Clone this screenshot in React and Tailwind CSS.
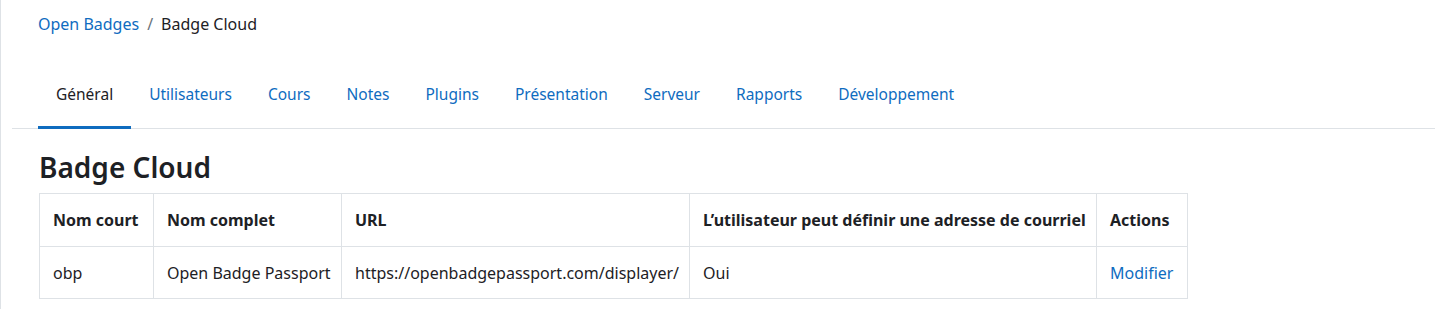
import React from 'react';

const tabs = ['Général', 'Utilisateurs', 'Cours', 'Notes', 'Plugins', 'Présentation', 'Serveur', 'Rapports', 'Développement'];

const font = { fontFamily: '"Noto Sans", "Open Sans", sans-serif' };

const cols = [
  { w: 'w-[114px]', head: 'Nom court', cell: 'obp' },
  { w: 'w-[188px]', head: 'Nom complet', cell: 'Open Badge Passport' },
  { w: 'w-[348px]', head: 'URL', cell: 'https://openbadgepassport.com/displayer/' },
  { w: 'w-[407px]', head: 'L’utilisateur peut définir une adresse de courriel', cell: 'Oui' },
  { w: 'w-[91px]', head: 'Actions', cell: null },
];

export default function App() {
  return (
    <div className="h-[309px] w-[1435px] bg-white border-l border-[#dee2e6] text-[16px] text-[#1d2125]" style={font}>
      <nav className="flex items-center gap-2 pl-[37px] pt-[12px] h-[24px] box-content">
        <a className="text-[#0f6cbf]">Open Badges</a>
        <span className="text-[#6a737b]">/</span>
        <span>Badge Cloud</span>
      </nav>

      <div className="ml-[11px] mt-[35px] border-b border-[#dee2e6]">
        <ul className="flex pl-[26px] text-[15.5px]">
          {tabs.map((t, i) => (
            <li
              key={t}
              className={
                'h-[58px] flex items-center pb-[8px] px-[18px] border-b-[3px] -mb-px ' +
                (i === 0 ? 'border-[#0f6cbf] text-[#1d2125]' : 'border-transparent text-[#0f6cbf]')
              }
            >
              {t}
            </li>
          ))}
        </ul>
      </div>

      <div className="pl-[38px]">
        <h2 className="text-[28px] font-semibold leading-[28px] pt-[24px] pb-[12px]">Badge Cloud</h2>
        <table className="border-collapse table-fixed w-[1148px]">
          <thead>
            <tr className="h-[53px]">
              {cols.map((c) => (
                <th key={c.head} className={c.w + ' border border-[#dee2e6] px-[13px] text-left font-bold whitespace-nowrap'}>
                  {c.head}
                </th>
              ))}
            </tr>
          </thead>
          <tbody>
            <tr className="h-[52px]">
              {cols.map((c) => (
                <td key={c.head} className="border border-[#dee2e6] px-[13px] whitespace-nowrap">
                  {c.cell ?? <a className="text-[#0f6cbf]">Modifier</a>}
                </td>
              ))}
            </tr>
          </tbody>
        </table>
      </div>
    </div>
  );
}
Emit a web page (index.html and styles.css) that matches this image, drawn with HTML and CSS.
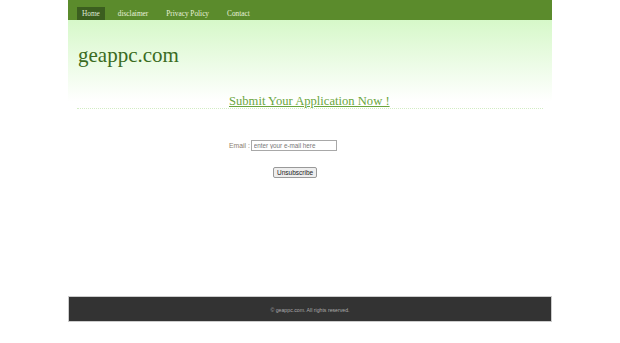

→ **Description of the task**:
Repeat the data exactly, without the pictures.

→ **The result**:
Clone this screenshot in React and Tailwind CSS.
import React from 'react';

const tabs = ['Général', 'Utilisateurs', 'Cours', 'Notes', 'Plugins', 'Présentation', 'Serveur', 'Rapports', 'Développement'];

const font = { fontFamily: '"Noto Sans", "Open Sans", sans-serif' };

const cols = [
  { w: 'w-[114px]', head: 'Nom court', cell: 'obp' },
  { w: 'w-[188px]', head: 'Nom complet', cell: 'Open Badge Passport' },
  { w: 'w-[348px]', head: 'URL', cell: 'https://openbadgepassport.com/displayer/' },
  { w: 'w-[407px]', head: 'L’utilisateur peut définir une adresse de courriel', cell: 'Oui' },
  { w: 'w-[91px]', head: 'Actions', cell: null },
];

export default function App() {
  return (
    <div className="h-[309px] w-[1435px] bg-white border-l border-[#dee2e6] text-[16px] text-[#1d2125]" style={font}>
      <nav className="flex items-center gap-2 pl-[37px] pt-[12px] h-[24px] box-content">
        <a className="text-[#0f6cbf]">Open Badges</a>
        <span className="text-[#6a737b]">/</span>
        <span>Badge Cloud</span>
      </nav>

      <div className="ml-[11px] mt-[35px] border-b border-[#dee2e6]">
        <ul className="flex pl-[26px] text-[15.5px]">
          {tabs.map((t, i) => (
            <li
              key={t}
              className={
                'h-[58px] flex items-center pb-[8px] px-[18px] border-b-[3px] -mb-px ' +
                (i === 0 ? 'border-[#0f6cbf] text-[#1d2125]' : 'border-transparent text-[#0f6cbf]')
              }
            >
              {t}
            </li>
          ))}
        </ul>
      </div>

      <div className="pl-[38px]">
        <h2 className="text-[28px] font-semibold leading-[28px] pt-[24px] pb-[12px]">Badge Cloud</h2>
        <table className="border-collapse table-fixed w-[1148px]">
          <thead>
            <tr className="h-[53px]">
              {cols.map((c) => (
                <th key={c.head} className={c.w + ' border border-[#dee2e6] px-[13px] text-left font-bold whitespace-nowrap'}>
                  {c.head}
                </th>
              ))}
            </tr>
          </thead>
          <tbody>
            <tr className="h-[52px]">
              {cols.map((c) => (
                <td key={c.head} className="border border-[#dee2e6] px-[13px] whitespace-nowrap">
                  {c.cell ?? <a className="text-[#0f6cbf]">Modifier</a>}
                </td>
              ))}
            </tr>
          </tbody>
        </table>
      </div>
    </div>
  );
}
Emit a web page (index.html and styles.css) that matches this image, drawn with HTML and CSS.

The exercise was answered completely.